Esta mañana leía en El Economista un reportaje sobre la interoperabilidad. A simple vista, el tema suena plomo pero esconde tras de sí un principio básico de bienestar, derechos y garantías sociales. Gran parte de los quebraderos de cabeza de los ingenieros de telecomunicación e informáticos, al margen de las administraciones públicas, navega sobre este concepto. Se trata de crear una red sin fronteras de idioma telemático, que impida torres de Babel gratuitas, monopolios tecnológicos o políticos y que, sobre todo, sea capaz de construir un acceso universal a la tan cacareada administración electrónica.
Es el sueño de poder realizar cualquier gestión administrativa desde cualquier punto de ordenador, con la máxima seguridad y con plenas garantías.
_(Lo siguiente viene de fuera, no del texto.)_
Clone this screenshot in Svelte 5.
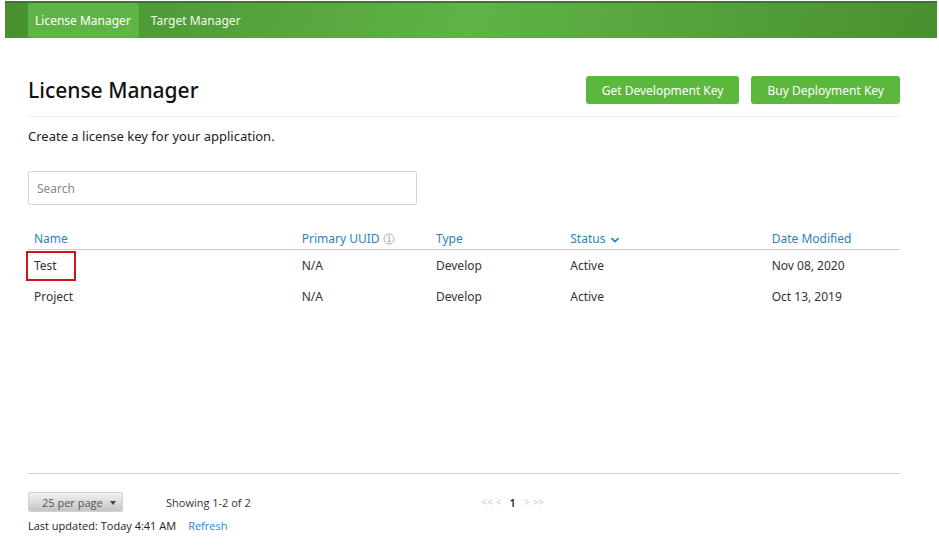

Es la tranquilidad de saber que si sufro un accidente o caigo enferma fuera de mi residencia habitual, mi historial médico, el que alerta de alergias a medicamentos o de antecedentes familiares, estará disponible con un simple clic para el facultativo que tenga que tratarme. Es el sueño de un mercado interior capaz de romper con cualquier tipo de frontera, de forma que los desarrollos telemáticos de las comunidades autónomas, por ejemplo, no compitan entre sí, sino que sean mutuamente reconocibles en bien del ciudadano, de la competitividad como país, de la proyección en Europa, de la movilidad de personas, profesionales y servicios. En España este fenómeno, la creación de islas telemáticas autonómicas, es especialmente preocupante.
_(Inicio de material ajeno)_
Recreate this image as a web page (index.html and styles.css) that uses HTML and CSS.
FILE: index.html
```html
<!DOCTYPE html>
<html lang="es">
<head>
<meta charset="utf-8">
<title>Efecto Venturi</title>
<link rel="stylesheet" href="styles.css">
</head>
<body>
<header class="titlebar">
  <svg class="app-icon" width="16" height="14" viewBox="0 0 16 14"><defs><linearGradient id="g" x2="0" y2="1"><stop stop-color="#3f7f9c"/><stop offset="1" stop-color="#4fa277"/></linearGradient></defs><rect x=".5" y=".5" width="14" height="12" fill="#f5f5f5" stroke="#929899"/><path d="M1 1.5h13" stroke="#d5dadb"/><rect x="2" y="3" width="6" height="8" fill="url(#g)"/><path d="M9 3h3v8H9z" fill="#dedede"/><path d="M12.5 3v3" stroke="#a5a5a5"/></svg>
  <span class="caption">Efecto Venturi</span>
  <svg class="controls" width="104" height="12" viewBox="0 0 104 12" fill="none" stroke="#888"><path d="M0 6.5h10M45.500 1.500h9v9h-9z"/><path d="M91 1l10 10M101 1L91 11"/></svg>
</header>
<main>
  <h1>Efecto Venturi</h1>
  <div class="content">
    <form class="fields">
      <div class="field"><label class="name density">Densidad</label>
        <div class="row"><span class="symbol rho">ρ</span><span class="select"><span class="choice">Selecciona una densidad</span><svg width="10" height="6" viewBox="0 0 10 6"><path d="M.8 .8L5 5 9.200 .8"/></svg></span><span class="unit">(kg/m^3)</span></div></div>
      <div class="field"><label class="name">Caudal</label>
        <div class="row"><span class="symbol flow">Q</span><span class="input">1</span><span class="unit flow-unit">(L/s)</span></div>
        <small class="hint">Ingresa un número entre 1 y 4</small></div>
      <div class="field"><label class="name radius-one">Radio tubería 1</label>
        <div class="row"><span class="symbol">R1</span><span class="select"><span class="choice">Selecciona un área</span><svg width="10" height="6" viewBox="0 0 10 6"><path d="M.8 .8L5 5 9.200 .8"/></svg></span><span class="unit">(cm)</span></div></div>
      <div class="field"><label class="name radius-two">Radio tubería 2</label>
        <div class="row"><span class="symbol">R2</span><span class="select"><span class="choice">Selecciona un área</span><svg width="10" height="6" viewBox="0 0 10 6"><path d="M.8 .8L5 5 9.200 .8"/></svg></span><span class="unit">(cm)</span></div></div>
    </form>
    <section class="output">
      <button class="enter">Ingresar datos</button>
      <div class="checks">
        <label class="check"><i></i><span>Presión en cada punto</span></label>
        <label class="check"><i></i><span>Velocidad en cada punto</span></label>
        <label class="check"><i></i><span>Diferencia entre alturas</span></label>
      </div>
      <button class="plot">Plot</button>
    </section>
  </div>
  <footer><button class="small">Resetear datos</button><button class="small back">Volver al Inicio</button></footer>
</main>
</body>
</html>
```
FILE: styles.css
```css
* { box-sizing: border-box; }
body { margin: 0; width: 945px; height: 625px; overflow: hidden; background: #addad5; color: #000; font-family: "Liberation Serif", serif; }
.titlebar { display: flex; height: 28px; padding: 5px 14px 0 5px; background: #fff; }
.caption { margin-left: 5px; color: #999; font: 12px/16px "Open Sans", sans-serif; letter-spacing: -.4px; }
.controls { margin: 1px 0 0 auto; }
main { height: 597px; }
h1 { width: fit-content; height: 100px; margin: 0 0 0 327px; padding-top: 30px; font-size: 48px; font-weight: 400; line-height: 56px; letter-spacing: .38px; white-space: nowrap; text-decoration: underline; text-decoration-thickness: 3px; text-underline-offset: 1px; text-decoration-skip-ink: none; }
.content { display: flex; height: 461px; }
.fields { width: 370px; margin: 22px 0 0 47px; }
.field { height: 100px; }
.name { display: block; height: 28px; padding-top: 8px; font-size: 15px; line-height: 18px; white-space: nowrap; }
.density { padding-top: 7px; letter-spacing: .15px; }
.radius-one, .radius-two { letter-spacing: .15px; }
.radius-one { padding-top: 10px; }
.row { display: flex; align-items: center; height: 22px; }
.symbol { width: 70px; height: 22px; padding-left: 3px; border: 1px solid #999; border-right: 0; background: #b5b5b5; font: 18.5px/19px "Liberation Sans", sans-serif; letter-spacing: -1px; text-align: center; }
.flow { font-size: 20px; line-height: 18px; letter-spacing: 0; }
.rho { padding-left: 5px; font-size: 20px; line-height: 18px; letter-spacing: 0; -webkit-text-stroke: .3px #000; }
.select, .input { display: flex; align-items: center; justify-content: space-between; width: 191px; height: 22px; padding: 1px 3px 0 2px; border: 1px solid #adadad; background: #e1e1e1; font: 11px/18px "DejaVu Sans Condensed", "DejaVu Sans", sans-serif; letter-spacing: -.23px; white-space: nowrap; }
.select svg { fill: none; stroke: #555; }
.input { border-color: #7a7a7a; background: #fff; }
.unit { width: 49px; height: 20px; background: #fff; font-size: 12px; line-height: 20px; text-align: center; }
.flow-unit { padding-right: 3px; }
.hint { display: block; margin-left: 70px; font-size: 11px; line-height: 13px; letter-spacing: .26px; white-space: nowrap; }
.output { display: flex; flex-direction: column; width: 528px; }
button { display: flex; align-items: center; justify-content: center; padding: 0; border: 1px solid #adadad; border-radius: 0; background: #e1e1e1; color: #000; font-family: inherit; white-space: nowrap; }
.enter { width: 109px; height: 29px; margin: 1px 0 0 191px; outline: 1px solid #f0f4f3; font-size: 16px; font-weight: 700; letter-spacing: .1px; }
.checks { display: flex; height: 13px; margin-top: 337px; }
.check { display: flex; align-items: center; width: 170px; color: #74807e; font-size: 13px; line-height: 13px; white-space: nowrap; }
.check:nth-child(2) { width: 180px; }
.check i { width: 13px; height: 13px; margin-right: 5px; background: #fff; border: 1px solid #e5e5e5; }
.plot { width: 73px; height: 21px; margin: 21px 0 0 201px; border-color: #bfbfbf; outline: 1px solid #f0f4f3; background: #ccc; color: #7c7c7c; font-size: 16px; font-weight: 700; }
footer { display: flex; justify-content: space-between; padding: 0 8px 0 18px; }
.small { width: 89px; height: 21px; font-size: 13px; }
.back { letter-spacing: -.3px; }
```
El reportaje decía que «la interoperabilidad es un movimiento global que viene impuesto por el sentido común y que está amparada por las regulaciones comunitarias». Con esa idea, fundada en el sentido común, es con la que arrancamos la campaña de sensibilización sobre el e-colegio y la ventanilla única colegial; es la condición sine qua non para lograr un desarrollo verdadero y no deberían existir ni excusas ni reinos de taifas que frenen este movimiento «global».